Maasai herdsmen value quality over quantity
by Felix Muchiri
They sit quietly on the green slope, red ‘shúkas’ draped across their shoulders, staffs resting in their hands. Behind them, a flock of sheep grazes steadily, heads down, unhurried. It is a scene that feels both timeless and new.
For generations, the Maasai community of Kenya has been synonymous with cattle. Cattle were not merely livestock; they were wealth, identity, dowry, nutrition, and social capital. Herd size symbolised prestige. A man with many cattle commanded respect. Quantity mattered.

But the landscape is changing.
Across Kajiado, Narok and parts of Laikipia, grazing land is shrinking. Subdivision of communal land into private parcels has fragmented traditional rangelands. Agricultural expansion presses steadily into former grazing corridors. Fences now stand where herds once moved freely. Wildlife conservancies, settlements, infrastructure development and speculative land sales further constrain mobility.
Mobility, once the Maasai’s greatest adaptive strength, is increasingly limited.
In this context, the logic of livestock production is shifting. The new conversation is no longer about how many animals one owns, but about what those animals are worth.
The flock in this image tells that story.
Sheep and goats are gaining prominence alongside, and sometimes in place of large cattle herds. Small ruminants require less water, adapt more quickly to variable forage conditions, and reproduce faster. They offer quicker turnover in local markets. In times of drought, selling a few sheep cushions a household without dismantling its entire asset base.
More importantly, the emphasis is moving from quantity to quality.
Improved breeds, better veterinary care, controlled breeding, and strategic feeding are replacing the old metric of herd accumulation. A smaller herd of high-quality animals can generate more consistent income than a large herd weakened by overgrazing and recurrent drought. Weight gain, carcass quality, milk yield, and market access now matter more than sheer numbers.
This shift is not merely technical; it is cultural and economic.
Young Maasai entrepreneurs are engaging with livestock as agribusiness. They track and anticipate market prices, participate in organised livestock auctions, and explore value addition, from meat processing to wool and hide utilisation. Digital platforms increasingly connect producers to buyers beyond local markets. Livestock insurance products are slowly gaining traction. Cooperative models strengthen bargaining power.
Simultaneously, diversification is unfolding.
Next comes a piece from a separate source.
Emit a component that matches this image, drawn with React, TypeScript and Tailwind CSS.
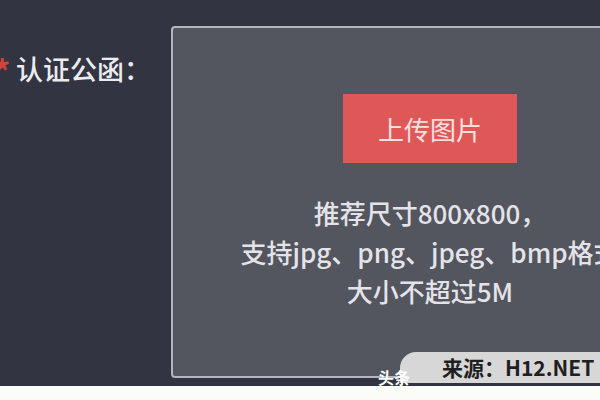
import React from 'react';

const cjk = '"Noto Sans CJK SC", "Noto Sans", sans-serif';

export default function App() {
  return (
    <div
      className="relative w-[600px] h-[400px] overflow-hidden flex flex-col bg-[#fbfbf7]"
      style={{ fontFamily: cjk }}
    >
      <div className="h-[386px] shrink-0 bg-[#323441] flex items-start">
        {/* label column */}
        <div className="w-[171px] shrink-0 pt-[51px] flex items-start">
          <span className="w-[22px] -ml-[6px] mt-[1px] shrink-0 text-[32px] leading-[36px] font-bold text-[#d8403a]">*</span>
          <span className="text-[27px] leading-[36px] font-medium text-[#ebebf0] whitespace-nowrap">认证公函：</span>
        </div>

        {/* upload box */}
        <div className="mt-[26px] w-[518px] h-[352px] shrink-0 rounded-[4px] border-2 border-[#b3b5bf] bg-[#53555f] flex flex-col items-center">
          <button className="mt-[66px] w-[174px] h-[69px] bg-[#df5858] text-[26px] leading-none text-[#fbe0e0] flex items-center justify-center">
            上传图片
          </button>
          <div className="mt-[30px] flex flex-col items-center text-[26px] leading-[39px] font-medium text-[#e3e3e8] whitespace-nowrap">
            <span>推荐尺寸800x800，</span>
            <span>支持jpg、png、jpeg、bmp格式</span>
            <span>大小不超过5M</span>
          </div>
        </div>
      </div>

      {/* watermark overlay */}
      <div className="absolute right-0 top-[352px] w-[200px] h-[31px] bg-[#d7d7d7] rounded-tl-[16px] flex items-center pl-[42px]">
        <span className="text-[21px] leading-none font-bold text-[#1f1f1f] whitespace-nowrap">来源：H12.NET</span>
      </div>
      <span className="absolute left-[378px] top-[367px] text-[16px] leading-[20px] font-bold text-white">头条</span>
    </div>
  );
}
Some Maasai households are integrating crop agriculture; maize, beans, vegetables, particularly in higher rainfall zones. Others invest in poultry, dairy enterprises, or fodder production. Climate variability has forced risk management strategies that blend pastoralism with agriculture. This mixed production model reduces vulnerability to rainfall shocks and volatile livestock markets.
Yet this transformation is not without tension.
Land fragmentation can undermine traditional grazing systems. Commercialisation risks excluding poorer households who lack capital to invest in improved breeds or inputs. Cultural identity remains deeply tied to cattle. The transition from herd size prestige to productivity metrics requires negotiation within families and communities.
Still, adaptation is visible.
The men seated before their sheep represent a quiet recalibration. They are not abandoning pastoralism; they are refining it. They are responding to ecological pressure with economic strategy. They are recognising that in an era of climate uncertainty and land scarcity, resilience lies not in accumulation, but in optimisation.
Quality over quantity.
In this evolving Maasai landscape, agribusiness does not replace tradition, it reshapes it. And as grazing land becomes contested and rainfall more erratic, the future of Maasai livestock production may well depend on this deliberate, strategic shift: fewer animals, stronger returns, sustainable livelihoods.